Some have turned to Blind, an anonymous messaging board for workers, to vent. In the last three months, there’s been “an increase in posts mentioning layoffs and stress-related concerns among Big Tech employees,” said Jaekyung Bae, Blind’s head of public relations. A survey of 3,325 Blind users found that 40% believe software engineers are the most vulnerable to layoffs.

This constant worry over the industry manifests in a variety of ways, therapists say. Common complaints are sleep disturbances, pain, weight loss, lack of interest, irritability, sickness, and erectile dysfunction. Relationships often suffer. “When people are stressed, we just have less capacity to love each other and to tolerate discomfort in a relationship,” Lam said. 

To compensate for the stress, therapists report, tech workers are embracing meditation, THC, alcohol, and ketamine. (Patients also seem to be doing a lot of karaoke, say therapists.)

“We see more occurrences of suffering in silence,” said Smith. “There’s a narrative of hopelessness and feeling that things won’t change.” 

“There isn’t a high level of comfort or trust [that they] can vocalize their thoughts and not feel like retribution would occur,” Smith said of his tech clients. 

Bring your whole self to work no more

Sam, a 33-year-old software engineer, thinks he was the victim of such retribution. He was let go from his San Francisco-based job after giving direct feedback about his company’s changed direction. 

“This was a real learning experience about how much of myself I will bring to work in the future,” he said. “My parents always stressed to me that you can’t share everything with your manager, but I thought that was a generational thing. … It’s  sad I’ve been proven wrong in this respect.” Now on the job market, he’s considering companies that in the past he would have ignored because they don’t align with his values. “Company culture was really important to me, but I can’t be as picky, because I’ve only got so much savings.”

Some veterans say the tech industry feels unrecognizable from when they started. Billy, a 37-year-old software designer who lives in SoMa, is jarred by what he describes as a shift away from embracing employees’ values. “Every Bay Area company acts like they want to promote bringing your full self to work, but they don’t,” said Billy, who is gay. “They tell us we’re important when it helps their recruiting efforts, but they don’t support us when the government says we should have less than equal rights. … It’s kind of a slap in the dick.”

Billy has a decade of experience at blue-chip companies but said he’s been job hunting for a year.
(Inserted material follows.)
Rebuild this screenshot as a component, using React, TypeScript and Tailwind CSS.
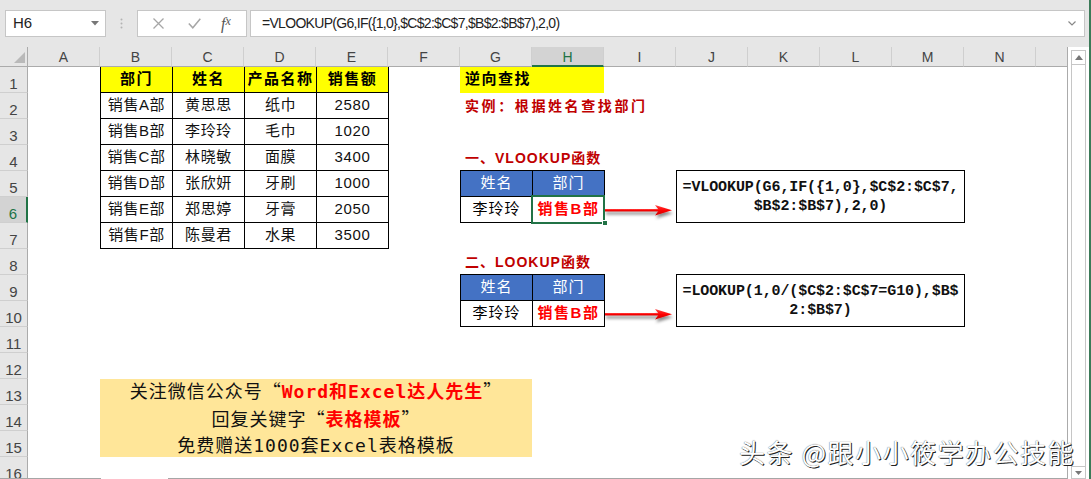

Last month he interviewed at Uber, only to be rejected and find the role relisted at a lower pay bracket. “It was a bitter pill to even apply there because of their labor practices and wage discrimination,” he said, referring to accusations against the company. He has tried to “avoid companies that don’t align with me morally,” but he’s getting desperate.

It doesn’t help that many people assume that privileged techies have it easy. “A lot of tech people are shitheads, and their problems are absolutely first-world. … If they ended up jobless tomorrow, [they] would land on their feet,” said Billy. “But I’m from the middle of nowhere, West Virginia. I have six figures of student loan debt. If I run out of savings, I’m on the street. I hope that we can find some common empathy for everybody.”

Therapists treating a desperate and demoralized workforce have grappled with how to address such woes. “It’s hard,” said Scheidlinger, “because a lot of what folks talk about is catastrophizing, but in this political climate, they’re not wrong.”